## begin

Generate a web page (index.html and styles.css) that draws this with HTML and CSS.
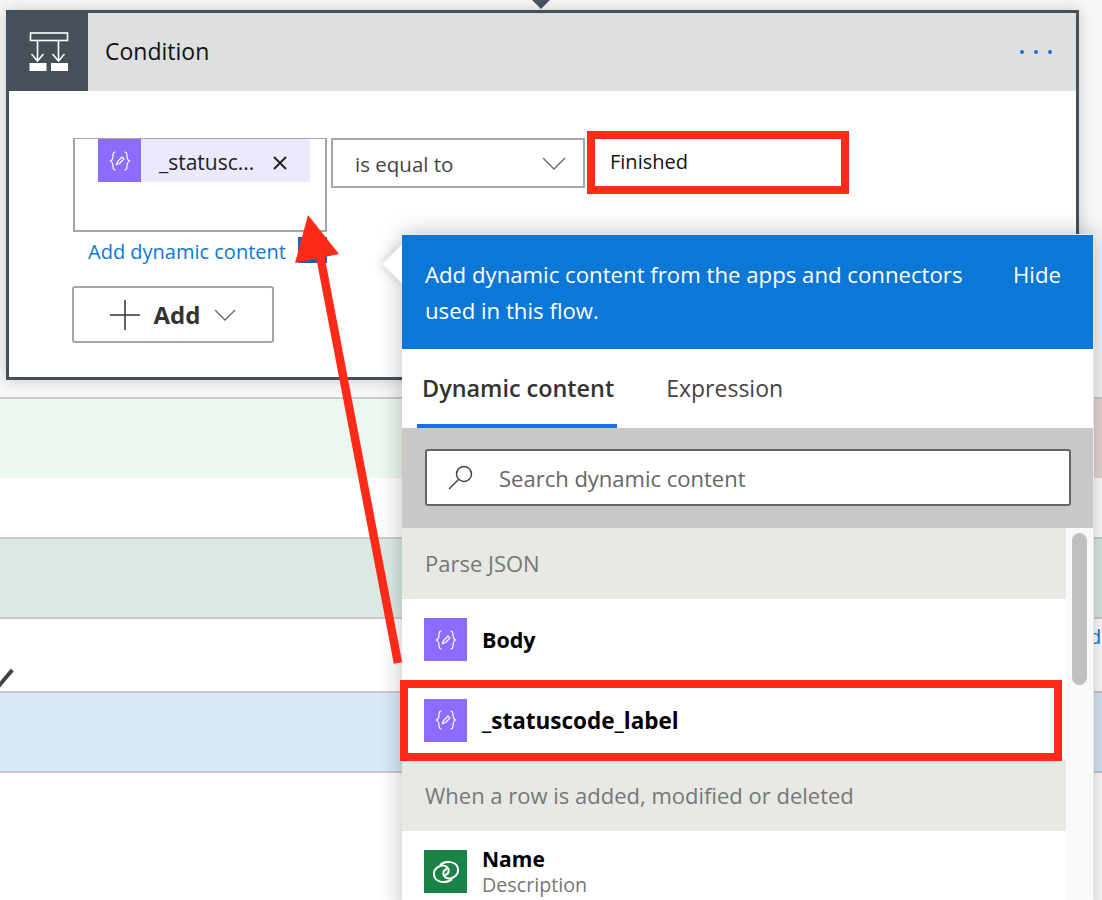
FILE: index.html
```html
<!DOCTYPE html>
<html lang="en">
<head>
    <meta charset="UTF-8">
    <title>Condition</title>
    <link rel="stylesheet" href="styles.css">
</head>
<body>
    <div class="page">
        <div class="top">
            <div class="connector"></div>
            <div class="card">
                <div class="card-head">
                    <div class="card-icon">
                        <svg width="40" height="40" viewBox="0 0 40 40" fill="none" stroke="#fff" stroke-width="1.600">
                            <rect x="1.500" y="1" width="37" height="7.500"/>
                            <path d="M8.500 8v21M2.500 22l6 7 6-7M29.500 8v21M23.500 22l6 7 6-7"/>
                            <rect x="0.500" y="31" width="17" height="8" fill="#fff" stroke="none"/>
                            <rect x="22" y="31" width="17" height="8" fill="#fff" stroke="none"/>
                        </svg>
                    </div>
                    <div class="card-title">Condition</div>
                    <div class="card-more"><span></span><span></span><span></span></div>
                </div>
                <div class="card-body">
                    <div class="cond-row">
                        <div class="cond-left">
                            <div class="cond-field">
                                <div class="token">
                                    <div class="token-icon">
                                        <svg width="24" height="24" viewBox="0 0 24 24" fill="none" stroke="#fff" stroke-width="1.200">
                                            <path d="M7.500 3C5.500 3 5 4 5 6.500 5 9.500 4.500 11 2.500 12 4.500 13 5 14.500 5 17.500 5 20 5.500 21 7.500 21M16.500 3C18.500 3 19 4 19 6.500 19 9.500 19.500 11 21.500 12 19.500 13 19 14.500 19 17.500 19 20 18.500 21 16.500 21"/>
                                            <path d="M8.500 15.500l1-3 4.500-4.500 2 2-4.500 4.500z"/>
                                        </svg>
                                    </div>
                                    <span class="token-text">_statusc...</span>
                                    <svg class="token-x" width="16" height="16" viewBox="0 0 16 16" stroke="#222" stroke-width="2"><path d="M2 2l12 12M14 2L2 14"/></svg>
                                </div>
                            </div>
                            <div class="add-row">
                                <a class="add-link">Add dynamic content</a>
                                <span class="add-mark"></span>
                            </div>
                        </div>
                        <div class="cond-select">
                            <span>is equal to</span>
                            <svg width="24" height="14" viewBox="0 0 24 14" fill="none" stroke="#666" stroke-width="1.300"><path d="M1 1l11 11L23 1"/></svg>
                        </div>
                        <div class="cond-value">Finished</div>
                    </div>
                    <div class="add-btn">
                        <svg width="30" height="30" viewBox="0 0 30 30" stroke="#333" stroke-width="1.500"><path d="M15 0v30M0 15h30"/></svg>
                        <b>Add</b>
                        <svg width="22" height="12" viewBox="0 0 22 12" fill="none" stroke="#666" stroke-width="1.300"><path d="M1 1l10 10L21 1"/></svg>
                    </div>
                </div>
            </div>
        </div>

        <div class="band band-green"><div class="band-end"></div></div>
        <div class="gap"></div>
        <div class="band band-teal"></div>
        <div class="gap gap-tall"><i class="pencil"></i></div>
        <div class="band band-blue"></div>

        <div class="stray-link">d</div>

        <div class="popover">
            <div class="pop-arrow"></div>
            <div class="pop-head">
                <p>Add dynamic content from the apps and connectors used in this flow.</p>
                <span>Hide</span>
            </div>
            <div class="tabs">
                <div class="tab active">Dynamic content</div>
                <div class="tab">Expression</div>
            </div>
            <div class="search-band">
                <div class="search-box">
                    <svg width="28" height="28" viewBox="0 0 28 28" fill="none" stroke="#444" stroke-width="1.500">
                        <circle cx="17" cy="10" r="7.500"/>
                        <path d="M11.500 15.500L2 25"/>
                    </svg>
                    <span>Search dynamic content</span>
                </div>
            </div>
            <div class="list-wrap">
                <div class="list">
                    <div class="section">Parse JSON</div>
                    <div class="item">
                        <div class="item-icon">
                            <svg width="24" height="24" viewBox="0 0 24 24" fill="none" stroke="#fff" stroke-width="1.200">
                                <path d="M7.500 3C5.500 3 5 4 5 6.500 5 9.500 4.500 11 2.500 12 4.500 13 5 14.500 5 17.500 5 20 5.500 21 7.500 21M16.500 3C18.500 3 19 4 19 6.500 19 9.500 19.500 11 21.500 12 19.500 13 19 14.500 19 17.500 19 20 18.500 21 16.500 21"/>
                                <path d="M8.500 15.500l1-3 4.500-4.500 2 2-4.500 4.500z"/>
                            </svg>
                        </div>
                        <b class="item-name">Body</b>
                    </div>
                    <div class="item item-marked">
                        <div class="item-icon">
                            <svg width="24" height="24" viewBox="0 0 24 24" fill="none" stroke="#fff" stroke-width="1.200">
                                <path d="M7.500 3C5.500 3 5 4 5 6.500 5 9.500 4.500 11 2.500 12 4.500 13 5 14.500 5 17.500 5 20 5.500 21 7.500 21M16.500 3C18.500 3 19 4 19 6.500 19 9.500 19.500 11 21.500 12 19.500 13 19 14.500 19 17.500 19 20 18.500 21 16.500 21"/>
                                <path d="M8.500 15.500l1-3 4.500-4.500 2 2-4.500 4.500z"/>
                            </svg>
                        </div>
                        <b class="item-name wide">_statuscode_label</b>
                    </div>
                    <div class="section">When a row is added, modified or deleted</div>
                    <div class="item">
                        <div class="item-icon green">
                            <svg width="30" height="30" viewBox="0 0 30 30" fill="none" stroke="#fff" stroke-width="2">
                                <path d="M9 8c5-5 17-4 18 4 1 7-8 12-13 8-3-3-2-7 2-8"/>
                                <path d="M21 22c-5 5-17 4-18-4-1-7 8-12 13-8 3 3 2 7-2 8"/>
                            </svg>
                        </div>
                        <div class="item-text">
                            <b>Name</b>
                            <small>Description</small>
                        </div>
                    </div>
                </div>
                <div class="scroll"><div class="thumb"></div></div>
            </div>
        </div>

        <svg class="pointer" width="1102" height="900" viewBox="0 0 1102 900">
            <path d="M398 663L319 250" stroke="#ff2a17" stroke-width="8.500" fill="none"/>
            <path d="M308 215L339 254 295 263z" fill="#ff2a17"/>
        </svg>
    </div>
</body>
</html>
```

FILE: styles.css
```css
*, *::after {
    box-sizing: border-box;
}

body {
    margin: 0;
    font-family: "Open Sans", "Noto Sans", sans-serif;
    background: #fff;
}

.page {
    position: relative;
    width: 1102px;
    height: 900px;
    overflow: hidden;
    background: #fff;
}

.top {
    height: 397px;
    padding: 10px 0 0 6px;
    background: #f7f7f7;
}

.connector {
    position: absolute;
    left: 534px;
    top: -8px;
    width: 14px;
    height: 14px;
    background: #474f58;
    transform: rotate(45deg);
}

.card {
    width: 1073px;
    height: 370px;
    border: 3px solid #474f58;
    background: #fff;
    box-shadow: 0 0 14px rgba(0, 0, 0, 0.18);
}

.card-head {
    display: flex;
    align-items: center;
    height: 78px;
    background: #dedfe1;
}

.card-icon {
    display: flex;
    align-items: center;
    justify-content: center;
    width: 79px;
    height: 78px;
    background: #474f58;
}

.card-title {
    flex: 1;
    margin: -2px 0 0 17px;
    font-size: 23px;
    color: #111;
}

.card-more {
    display: flex;
    gap: 10px;
    margin-right: 24px;
}

.card-more span {
    width: 4px;
    height: 4px;
    border-radius: 50%;
    background: #0a78d8;
}

.card-body {
    padding: 47px 0 0 63px;
}

.cond-row {
    display: flex;
    align-items: flex-start;
    gap: 4px;
}

.cond-left {
    width: 254px;
    margin-left: 1px;
}

.cond-field {
    height: 94px;
    padding-left: 23px;
    border: 2px solid #a6a6a6;
    border-top-width: 1px;
}

.token {
    display: flex;
    align-items: center;
    width: 212px;
    height: 43px;
    background: #ece9fd;
}

.token-icon {
    display: flex;
    align-items: center;
    justify-content: center;
    width: 43px;
    height: 43px;
    background: #8c6cff;
}

.token-text {
    width: 113px;
    margin: 3px 0 0 18px;
    font-size: 21px;
    color: #222;
}

.token-x {
    margin-top: 4px;
}

.add-row {
    display: flex;
    justify-content: space-between;
    height: 26px;
    margin-top: 5px;
    padding-left: 15px;
}

.add-link {
    font-size: 20px;
    line-height: 30px;
    color: #0a78d8;
    white-space: nowrap;
}

.add-mark {
    width: 29px;
    height: 26px;
    background: #1b5fb5;
}

.cond-select {
    display: flex;
    align-items: center;
    justify-content: space-between;
    width: 254px;
    height: 50px;
    padding: 2px 17px 0 22px;
    border: 2px solid #a6a6a6;
    font-size: 20.500px;
    color: #444;
}

.cond-value {
    width: 262px;
    height: 63px;
    margin: -7px 0 0 -2px;
    padding-left: 15px;
    border: 8px solid #ff2a17;
    font-size: 20px;
    line-height: 46px;
    color: #111;
}

.add-btn {
    display: flex;
    align-items: center;
    justify-content: center;
    gap: 14px;
    width: 202px;
    height: 57px;
    margin-top: 23px;
    border: 2px solid #a6a6a6;
    border-radius: 3px;
    font-size: 24px;
    color: #333;
}

.band {
    position: relative;
    height: 82px;
    border-top: 2px solid #cbc9c9;
}

.band-green {
    height: 81px;
    background: #ecf7ef;
}

.band-teal {
    background: #dbebe3;
    border-bottom: 2px solid #cbc9c9;
}

.band-blue {
    background: #d8e9f8;
    border-bottom: 2px solid #cbc9c9;
}

.band-end {
    position: absolute;
    right: 0;
    top: 0;
    width: 8px;
    height: 79px;
    background: #e8d8d8;
}

.gap {
    position: relative;
    height: 59px;
    overflow: hidden;
}

.gap-tall {
    height: 72px;
}

.pencil {
    position: absolute;
    left: -5px;
    top: 57px;
    width: 21px;
    height: 4px;
    background: #444;
    transform: rotate(-50deg);
}

.stray-link {
    position: absolute;
    left: 1089px;
    top: 623px;
    font-size: 20px;
    color: #0a78d8;
}

.popover {
    position: absolute;
    left: 402px;
    top: 234px;
    width: 692px;
    height: 680px;
    background: #fff;
    border-top: 1px solid #e8e8e8;
    border-right: 1px solid #e8e8e8;
    box-shadow: 0 0 22px rgba(0, 0, 0, 0.25);
}

.pop-arrow {
    position: absolute;
    left: -14px;
    top: 15px;
    width: 28px;
    height: 28px;
    background: #fff;
    transform: rotate(45deg);
    box-shadow: -3px 3px 8px rgba(0, 0, 0, 0.12);
}

.pop-head {
    position: relative;
    display: flex;
    justify-content: space-between;
    height: 114px;
    padding: 22px 0 0 23px;
    background: #0b78d8;
    color: #fff;
    font-size: 22.200px;
    line-height: 36px;
}

.pop-head p {
    width: 570px;
    margin: 0;
}

.pop-head span {
    margin-right: 32px;
}

.tabs {
    display: flex;
    gap: 44px;
    height: 79px;
    padding-left: 15px;
}

.tab {
    padding: 0 5px;
    line-height: 79px;
    font-size: 23px;
    color: #444;
}

.tab.active {
    padding: 0 3px 0 5px;
    font-size: 23.400px;
    font-weight: 600;
    color: #333;
    border-bottom: 4px solid #1a6cf0;
}

.search-band {
    height: 100px;
    padding: 21px 22px 21px 23px;
    background: #c8c8c6;
}

.search-box {
    display: flex;
    align-items: center;
    gap: 24px;
    height: 57px;
    padding-left: 20px;
    background: #fff;
    border: 2px solid #666;
    border-radius: 3px;
    font-size: 22px;
    color: #666;
}

.list-wrap {
    display: flex;
}

.list {
    width: 664px;
}

.section {
    height: 71px;
    padding-left: 23px;
    background: #e8e9e5;
    font-size: 22px;
    line-height: 71px;
    color: #777;
}

.item {
    position: relative;
    display: flex;
    align-items: center;
    gap: 15px;
    height: 81px;
    padding-left: 22px;
    font-size: 20px;
    color: #000;
}

.item-name {
    font-size: 21.500px;
}

.item-name.wide {
    font-size: 22.500px;
}

.item-marked {
    height: 80px;
}

.item-marked::after {
    content: "";
    position: absolute;
    left: -2px;
    top: 0;
    width: 662px;
    height: 81px;
    border: 8px solid #ff2a17;
}

.item-icon {
    display: flex;
    align-items: center;
    justify-content: center;
    width: 43px;
    height: 43px;
    background: #8c6cff;
}

.item-icon.green {
    background: #1a8348;
}

.item-text {
    display: flex;
    flex-direction: column;
}

.item-text b {
    font-size: 21px;
    line-height: 26px;
}

.item-text small {
    font-size: 19.700px;
    line-height: 26px;
    color: #777;
}

.scroll {
    width: 27px;
    padding: 5px 6px;
    background: #f9f9f9;
}

.thumb {
    width: 15px;
    height: 152px;
    border-radius: 8px;
    background: #c0c0c0;
}

.pointer {
    position: absolute;
    left: 0;
    top: 0;
    pointer-events: none;
}
```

## end

Tell how many lines of the material above hold "page", answering with a bare number.

3